If you’re judging it strictly as a restaurant, Homeskillet is a bit of a work-in-progress. This is a casual, order-at-the-counter, pour-your-own-coffee kind of place. You order your breakfast at the doughnut display case, basically, which makes sense in the context of a doughnut shop. Still, it would help to iron out the logistics some. During the weekend brunch rush, customers kept doing an awkward double-take at the door, unsure of whether to snag a table, wait to be seated, or get in line.
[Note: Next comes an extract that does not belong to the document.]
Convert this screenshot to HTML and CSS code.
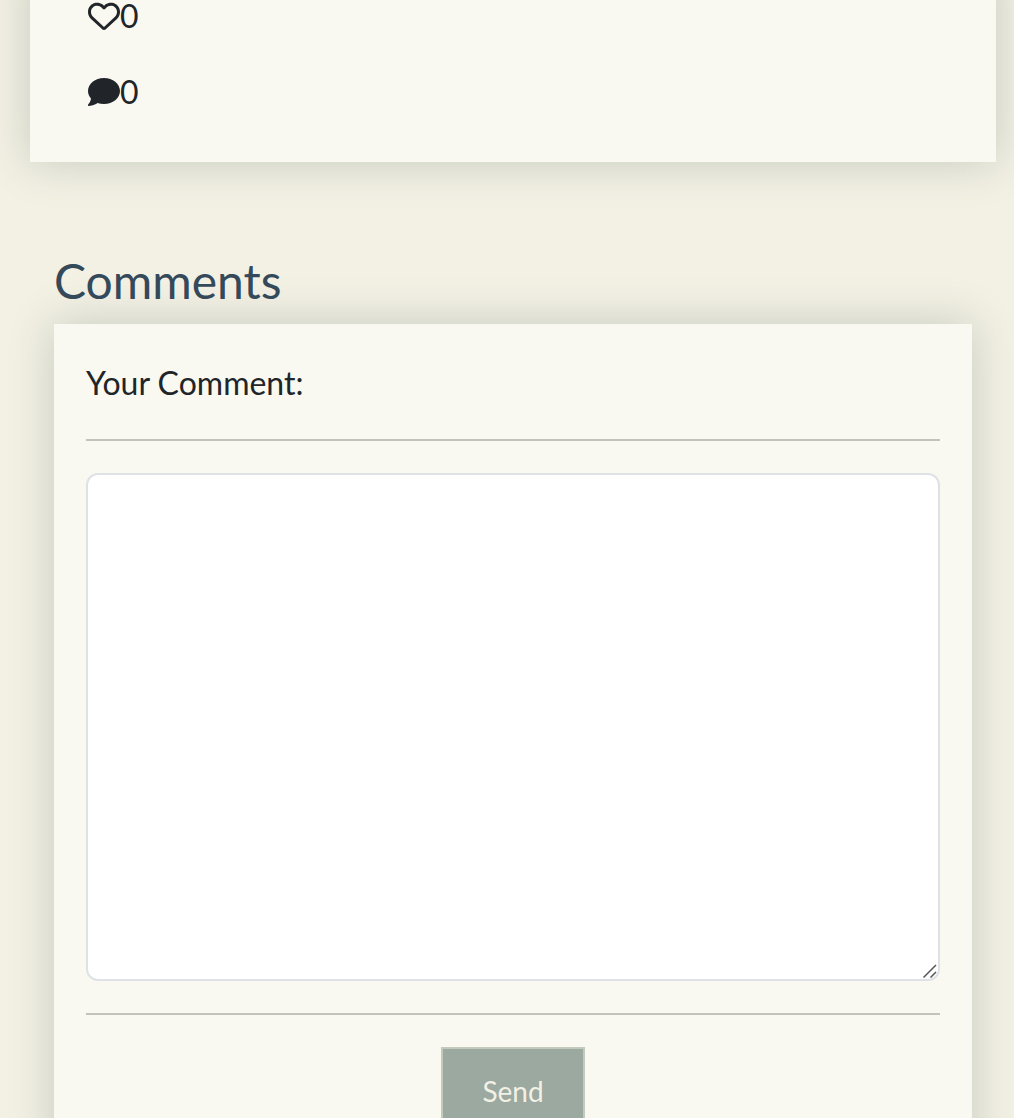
FILE: index.html
```html
<!DOCTYPE html>
<html lang="en">
<head>
<meta charset="utf-8">
<title>Comments</title>
<link rel="stylesheet" href="styles.css">
</head>
<body>
<main class="page">
  <section class="post">
    <div class="stat">
      <svg class="icon" viewBox="0 0 512 512" aria-hidden="true"><path d="M225.8 468.2l-2.5-2.3L48.1 303.2C17.4 274.7 0 234.7 0 192.8v-3.3c0-70.4 50-130.8 119.2-144C158.6 37.9 198.9 47 231 69.6c9 6.4 17.4 13.8 25 22.3c4.2-4.8 8.7-9.2 13.5-13.3c3.7-3.2 7.5-6.2 11.5-9c0 0 0 0 0 0C313.1 47 353.4 37.9 392.8 45.4C462 58.6 512 119.1 512 189.5v3.3c0 41.9-17.4 81.9-48.1 110.4L288.7 465.9l-2.5 2.3c-8.2 7.6-19 11.9-30.2 11.9s-22-4.2-30.2-11.9zM239.1 145c-.4-.3-.7-.7-1-1.1l-17.8-20c0 0-.1-.1-.1-.1c0 0 0 0 0 0c-23.1-25.9-58-37.7-92-31.2C81.6 101.5 48 142.1 48 189.5v3.3c0 28.5 11.9 55.8 32.8 75.2L256 430.7 431.2 268c20.9-19.4 32.8-46.7 32.8-75.2v-3.3c0-47.3-33.6-88-80.1-96.9c-34-6.5-69 5.4-92 31.2c0 0 0 0-.1 .1s0 0-.1 .1l-17.8 20c-.3 .4-.7 .7-1 1.1c-4.5 4.5-10.6 7-16.9 7s-12.4-2.5-16.9-7z"/></svg>
      <span>0</span>
    </div>
    <div class="stat">
      <svg class="icon" viewBox="0 0 512 512" aria-hidden="true"><path d="M512 240c0 114.9-114.6 208-256 208c-37.1 0-72.3-6.4-104.1-17.9c-11.9 8.7-31.3 20.6-54.3 30.6C73.6 471.1 44.7 480 16 480c-6.500 0-12.300-3.900-14.800-9.900c-2.500-6-1.100-12.800 3.400-17.400c0 0 0 0 .3-.3c.3-.3 .7-.7 1.300-1.400c1.100-1.200 2.800-3.100 4.900-5.700c4.100-5 9.600-12.400 15.200-21.600c10-16.600 19.500-38.400 21.400-62.900C17.700 326.800 0 285.100 0 240C0 125.100 114.600 32 256 32s256 93.100 256 208z"/></svg>
      <span>0</span>
    </div>
  </section>
  <section class="comments">
    <h3 class="comments-title">Comments</h3>
    <form class="comment-form">
      <label class="comment-label" for="comment">Your Comment:</label>
      <hr class="rule">
      <div class="field">
        <textarea class="comment-input" id="comment"></textarea>
        <svg class="grip" viewBox="0 0 16 16" aria-hidden="true"><path d="M1.500 14.500L14 2M8.500 14.500L14 9"/></svg>
      </div>
      <hr class="rule">
      <button class="send" type="button">Send</button>
    </form>
  </section>
</main>
</body>
</html>
```
FILE: styles.css
```css
* {
  box-sizing: border-box;
}

body {
  margin: 0;
  background: #f3f0e4;
  color: #212529;
  font: 32px/48px Lato, sans-serif;
}

.page {
  height: 1118px;
  padding: 0 18px 0 30px;
  overflow: hidden;
}

.post,
.comment-form {
  background: #f9f9f1;
  box-shadow: 0 0 40px rgba(59, 104, 80, 0.25);
}

.post {
  display: flex;
  flex-direction: column;
  gap: 28px;
  height: 202px;
  margin-top: -40px;
  padding: 32px 58px 0;
}

.stat {
  display: flex;
  align-items: center;
  height: 48px;
}

.icon {
  width: 32px;
  height: 32px;
  fill: currentColor;
}

.comments {
  padding: 90px 24px 0;
}

.comments-title {
  margin: 0 0 14px;
  color: #34495a;
  font-size: 48px;
  font-weight: 400;
  line-height: 58px;
}

.comment-form {
  display: flex;
  flex-direction: column;
  height: 860px;
  padding: 35px 32px;
}

.comment-label {
  height: 48px;
}

.rule {
  width: 100%;
  height: 2px;
  margin: 32px 0;
  border: 0;
  background: #c3c3bd;
}

.field {
  position: relative;
  height: 508px;
}

.comment-input {
  display: block;
  width: 100%;
  height: 100%;
  padding: 12px 24px;
  border: 2px solid #dee2e6;
  border-radius: 12px;
  background: #fff;
  font: inherit;
  resize: none;
}

.grip {
  position: absolute;
  right: 2px;
  bottom: 2px;
  width: 16px;
  height: 16px;
  fill: none;
  stroke: #555;
  stroke-width: 1.5;
}

.send {
  align-self: center;
  flex: none;
  width: 144px;
  height: 88px;
  padding: 0;
  border: 2px solid #c2cbbb;
  background: #9ba9a1;
  color: #f3f0e4;
  font: 28px/42px Lato, sans-serif;
}
```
As for Homeskillet’s hot breakfast dishes, the handful that I tried fell solidly into the serviceable-if-not-worth-going-out-of-your-way-for category. The hash browns were as well crisped as they were under-salted; the “seasonal berry” hotcakes would have been better if said berries were actually in season. The “California Love” breakfast sandwich (bacon, scrambled eggs, melted cheese, and avocado) needed something to give it extra oomph — a smear of garlicky aioli, maybe. My favorite dish, the Bird’s Nest, was a variation on ground beef hash: a mix of hash browns, melted cheese, Niman ranch ground beef, and runny-yolked fried eggs.

The main thing is this: The doughnuts are really good. Ma uses her father’s old recipes, but has updated the store’s repertoire with several “modern” flavors — a maple-bacon doughnut topped with actual pieces of candied bacon (a la San Francisco’s Dynamo Donut) that was sold out during my visits, and another with a glaze infused with the grassy bitterness of matcha green tea.
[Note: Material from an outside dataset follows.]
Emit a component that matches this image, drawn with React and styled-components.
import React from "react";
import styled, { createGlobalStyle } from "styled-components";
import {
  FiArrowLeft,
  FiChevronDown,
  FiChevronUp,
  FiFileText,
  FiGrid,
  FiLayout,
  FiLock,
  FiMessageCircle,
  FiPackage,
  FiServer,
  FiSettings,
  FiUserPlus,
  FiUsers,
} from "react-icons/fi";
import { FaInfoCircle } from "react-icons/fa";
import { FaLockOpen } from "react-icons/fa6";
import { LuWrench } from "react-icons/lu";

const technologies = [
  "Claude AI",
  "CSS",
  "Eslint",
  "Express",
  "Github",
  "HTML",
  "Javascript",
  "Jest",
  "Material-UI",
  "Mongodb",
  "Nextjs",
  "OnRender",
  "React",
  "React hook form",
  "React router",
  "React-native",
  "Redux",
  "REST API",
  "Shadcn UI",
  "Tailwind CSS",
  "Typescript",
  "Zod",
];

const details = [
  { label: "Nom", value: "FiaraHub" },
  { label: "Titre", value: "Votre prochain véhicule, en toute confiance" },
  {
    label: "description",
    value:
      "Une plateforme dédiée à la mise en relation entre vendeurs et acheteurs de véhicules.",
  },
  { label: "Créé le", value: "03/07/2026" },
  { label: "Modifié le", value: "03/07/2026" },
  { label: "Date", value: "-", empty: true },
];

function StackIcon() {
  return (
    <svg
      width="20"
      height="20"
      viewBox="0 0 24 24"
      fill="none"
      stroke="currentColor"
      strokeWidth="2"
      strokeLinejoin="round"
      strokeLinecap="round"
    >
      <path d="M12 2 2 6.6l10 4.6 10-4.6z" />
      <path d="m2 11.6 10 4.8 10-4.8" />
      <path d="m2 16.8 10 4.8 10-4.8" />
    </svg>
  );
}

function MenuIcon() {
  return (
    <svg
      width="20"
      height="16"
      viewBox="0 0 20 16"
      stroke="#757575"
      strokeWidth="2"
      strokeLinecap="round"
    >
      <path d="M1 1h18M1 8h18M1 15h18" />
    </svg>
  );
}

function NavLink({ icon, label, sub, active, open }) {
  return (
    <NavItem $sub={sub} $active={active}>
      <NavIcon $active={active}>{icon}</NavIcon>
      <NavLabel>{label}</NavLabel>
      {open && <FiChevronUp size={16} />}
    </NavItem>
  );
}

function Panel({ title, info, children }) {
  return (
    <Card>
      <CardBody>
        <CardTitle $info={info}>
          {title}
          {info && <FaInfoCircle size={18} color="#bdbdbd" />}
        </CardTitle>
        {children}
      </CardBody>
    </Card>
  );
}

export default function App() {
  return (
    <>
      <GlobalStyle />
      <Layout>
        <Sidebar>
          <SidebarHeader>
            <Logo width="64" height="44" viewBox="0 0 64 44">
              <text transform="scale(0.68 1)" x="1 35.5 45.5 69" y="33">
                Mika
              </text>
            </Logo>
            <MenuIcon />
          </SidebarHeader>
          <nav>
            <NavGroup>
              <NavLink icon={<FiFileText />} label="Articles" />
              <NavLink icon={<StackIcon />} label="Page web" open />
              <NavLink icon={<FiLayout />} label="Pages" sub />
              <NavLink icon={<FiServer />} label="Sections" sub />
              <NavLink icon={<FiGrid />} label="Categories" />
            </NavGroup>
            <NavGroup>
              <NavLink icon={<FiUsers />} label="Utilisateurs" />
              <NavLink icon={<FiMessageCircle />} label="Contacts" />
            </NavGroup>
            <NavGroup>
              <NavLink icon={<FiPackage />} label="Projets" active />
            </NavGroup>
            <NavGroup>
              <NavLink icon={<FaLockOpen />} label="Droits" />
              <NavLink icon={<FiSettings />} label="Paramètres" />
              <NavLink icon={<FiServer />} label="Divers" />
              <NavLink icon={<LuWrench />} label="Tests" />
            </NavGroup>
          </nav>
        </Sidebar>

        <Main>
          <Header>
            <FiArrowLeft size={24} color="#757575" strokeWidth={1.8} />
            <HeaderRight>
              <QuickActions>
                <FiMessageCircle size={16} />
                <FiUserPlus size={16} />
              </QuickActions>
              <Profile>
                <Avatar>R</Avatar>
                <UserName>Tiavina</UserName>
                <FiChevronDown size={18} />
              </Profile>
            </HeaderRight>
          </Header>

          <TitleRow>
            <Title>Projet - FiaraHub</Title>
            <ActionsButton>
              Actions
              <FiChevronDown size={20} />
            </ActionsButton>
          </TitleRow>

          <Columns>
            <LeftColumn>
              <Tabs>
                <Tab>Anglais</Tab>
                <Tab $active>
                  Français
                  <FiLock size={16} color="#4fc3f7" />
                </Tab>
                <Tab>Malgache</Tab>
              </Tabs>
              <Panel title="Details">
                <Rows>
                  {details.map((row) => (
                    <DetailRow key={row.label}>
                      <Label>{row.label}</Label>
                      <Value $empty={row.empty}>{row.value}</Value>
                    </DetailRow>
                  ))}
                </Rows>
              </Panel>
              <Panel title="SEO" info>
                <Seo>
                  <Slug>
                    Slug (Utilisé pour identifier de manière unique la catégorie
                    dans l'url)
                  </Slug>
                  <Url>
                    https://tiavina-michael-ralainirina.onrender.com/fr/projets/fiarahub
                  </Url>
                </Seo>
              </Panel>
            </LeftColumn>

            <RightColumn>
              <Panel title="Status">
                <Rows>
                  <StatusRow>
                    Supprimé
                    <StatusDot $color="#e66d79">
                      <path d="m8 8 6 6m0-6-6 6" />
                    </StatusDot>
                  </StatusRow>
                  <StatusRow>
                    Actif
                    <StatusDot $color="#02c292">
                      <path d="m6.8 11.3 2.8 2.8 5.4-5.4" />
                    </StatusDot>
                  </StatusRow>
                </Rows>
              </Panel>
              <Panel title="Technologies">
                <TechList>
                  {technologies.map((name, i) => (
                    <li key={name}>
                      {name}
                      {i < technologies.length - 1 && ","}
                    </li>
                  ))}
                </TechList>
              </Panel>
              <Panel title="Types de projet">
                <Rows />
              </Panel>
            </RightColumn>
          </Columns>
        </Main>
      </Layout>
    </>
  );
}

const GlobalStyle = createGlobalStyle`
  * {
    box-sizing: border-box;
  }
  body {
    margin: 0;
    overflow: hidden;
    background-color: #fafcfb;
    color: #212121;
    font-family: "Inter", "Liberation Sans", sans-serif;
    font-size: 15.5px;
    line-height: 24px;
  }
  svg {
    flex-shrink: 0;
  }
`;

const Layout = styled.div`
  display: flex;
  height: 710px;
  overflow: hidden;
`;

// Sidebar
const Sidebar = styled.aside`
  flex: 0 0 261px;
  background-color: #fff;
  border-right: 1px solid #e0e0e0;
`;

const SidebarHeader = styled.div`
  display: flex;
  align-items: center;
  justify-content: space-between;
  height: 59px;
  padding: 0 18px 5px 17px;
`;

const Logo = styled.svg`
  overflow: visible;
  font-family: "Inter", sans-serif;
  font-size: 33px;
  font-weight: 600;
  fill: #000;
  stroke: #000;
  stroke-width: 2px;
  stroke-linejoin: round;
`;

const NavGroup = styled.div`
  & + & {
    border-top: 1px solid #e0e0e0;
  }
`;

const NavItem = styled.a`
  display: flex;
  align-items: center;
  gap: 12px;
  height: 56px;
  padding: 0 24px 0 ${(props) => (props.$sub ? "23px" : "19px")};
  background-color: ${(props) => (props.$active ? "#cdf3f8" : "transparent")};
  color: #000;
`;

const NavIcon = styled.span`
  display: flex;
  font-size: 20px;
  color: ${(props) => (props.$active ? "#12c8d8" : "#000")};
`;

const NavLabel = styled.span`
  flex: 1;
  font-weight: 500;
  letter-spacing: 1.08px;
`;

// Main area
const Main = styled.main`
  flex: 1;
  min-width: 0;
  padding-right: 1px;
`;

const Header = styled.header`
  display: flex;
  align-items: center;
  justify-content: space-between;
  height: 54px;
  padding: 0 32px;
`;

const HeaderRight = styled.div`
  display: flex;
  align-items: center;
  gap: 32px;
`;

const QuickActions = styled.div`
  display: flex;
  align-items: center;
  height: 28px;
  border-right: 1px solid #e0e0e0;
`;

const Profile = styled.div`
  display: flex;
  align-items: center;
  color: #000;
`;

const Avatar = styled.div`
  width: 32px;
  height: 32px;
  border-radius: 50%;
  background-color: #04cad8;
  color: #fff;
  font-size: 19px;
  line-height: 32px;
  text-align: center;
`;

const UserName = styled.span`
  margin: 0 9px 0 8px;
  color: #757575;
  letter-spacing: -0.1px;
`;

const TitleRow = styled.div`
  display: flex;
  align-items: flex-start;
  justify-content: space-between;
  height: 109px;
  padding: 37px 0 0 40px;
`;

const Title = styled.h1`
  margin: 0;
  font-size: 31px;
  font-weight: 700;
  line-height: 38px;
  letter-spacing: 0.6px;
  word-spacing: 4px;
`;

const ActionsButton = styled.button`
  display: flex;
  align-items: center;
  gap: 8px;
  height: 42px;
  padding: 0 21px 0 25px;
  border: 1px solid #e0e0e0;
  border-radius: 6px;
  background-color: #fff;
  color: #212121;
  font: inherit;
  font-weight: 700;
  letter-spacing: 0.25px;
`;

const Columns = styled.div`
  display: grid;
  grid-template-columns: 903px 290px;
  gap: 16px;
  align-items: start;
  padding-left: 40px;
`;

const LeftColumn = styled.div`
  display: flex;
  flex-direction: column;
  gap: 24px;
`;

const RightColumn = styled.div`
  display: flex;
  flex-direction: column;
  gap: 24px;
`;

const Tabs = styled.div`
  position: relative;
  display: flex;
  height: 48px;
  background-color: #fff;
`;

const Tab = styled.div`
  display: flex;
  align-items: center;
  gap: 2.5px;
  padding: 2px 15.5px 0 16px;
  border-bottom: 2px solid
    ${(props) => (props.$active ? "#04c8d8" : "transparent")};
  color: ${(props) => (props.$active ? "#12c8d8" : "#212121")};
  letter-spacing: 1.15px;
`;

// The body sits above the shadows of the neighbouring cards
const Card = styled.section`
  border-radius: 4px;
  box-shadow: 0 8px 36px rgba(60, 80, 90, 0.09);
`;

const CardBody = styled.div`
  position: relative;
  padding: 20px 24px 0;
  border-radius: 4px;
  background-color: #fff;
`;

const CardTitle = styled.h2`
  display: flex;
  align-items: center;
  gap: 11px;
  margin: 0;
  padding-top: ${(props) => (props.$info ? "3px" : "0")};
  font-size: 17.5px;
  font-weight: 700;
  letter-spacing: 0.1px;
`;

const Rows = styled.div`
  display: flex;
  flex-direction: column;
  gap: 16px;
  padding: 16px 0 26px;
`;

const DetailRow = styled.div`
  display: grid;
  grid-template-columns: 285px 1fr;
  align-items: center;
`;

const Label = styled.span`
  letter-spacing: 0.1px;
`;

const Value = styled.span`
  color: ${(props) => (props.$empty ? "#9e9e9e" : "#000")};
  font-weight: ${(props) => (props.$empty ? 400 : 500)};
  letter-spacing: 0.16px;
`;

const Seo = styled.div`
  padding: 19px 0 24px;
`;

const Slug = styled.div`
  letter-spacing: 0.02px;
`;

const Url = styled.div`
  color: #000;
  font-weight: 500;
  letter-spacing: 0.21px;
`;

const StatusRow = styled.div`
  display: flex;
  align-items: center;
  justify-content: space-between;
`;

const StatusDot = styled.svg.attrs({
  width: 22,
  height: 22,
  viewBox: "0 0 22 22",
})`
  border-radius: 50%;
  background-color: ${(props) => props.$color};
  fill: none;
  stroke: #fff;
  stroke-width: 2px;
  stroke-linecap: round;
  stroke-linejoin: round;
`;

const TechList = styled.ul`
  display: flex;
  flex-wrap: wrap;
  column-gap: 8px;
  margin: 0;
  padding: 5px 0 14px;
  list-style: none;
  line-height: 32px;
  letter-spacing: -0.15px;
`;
In the end, the more conventional doughnuts were the ones that won my heart. Even the chocolate-chocolate doughnut topped with rainbow sprinkles — ordered only to appease the small child in our party — wasn’t the sugar bomb I feared it would be. And while Homeskillet’s apple fritter wasn’t quite as outrageously oversized as the one at World’s Fare, I liked this version even better. It was plumped up with generous chunks of apple and made an audible crunch when I bit in to reveal the soft, fluffy interior. It was a doughnut worth savoring.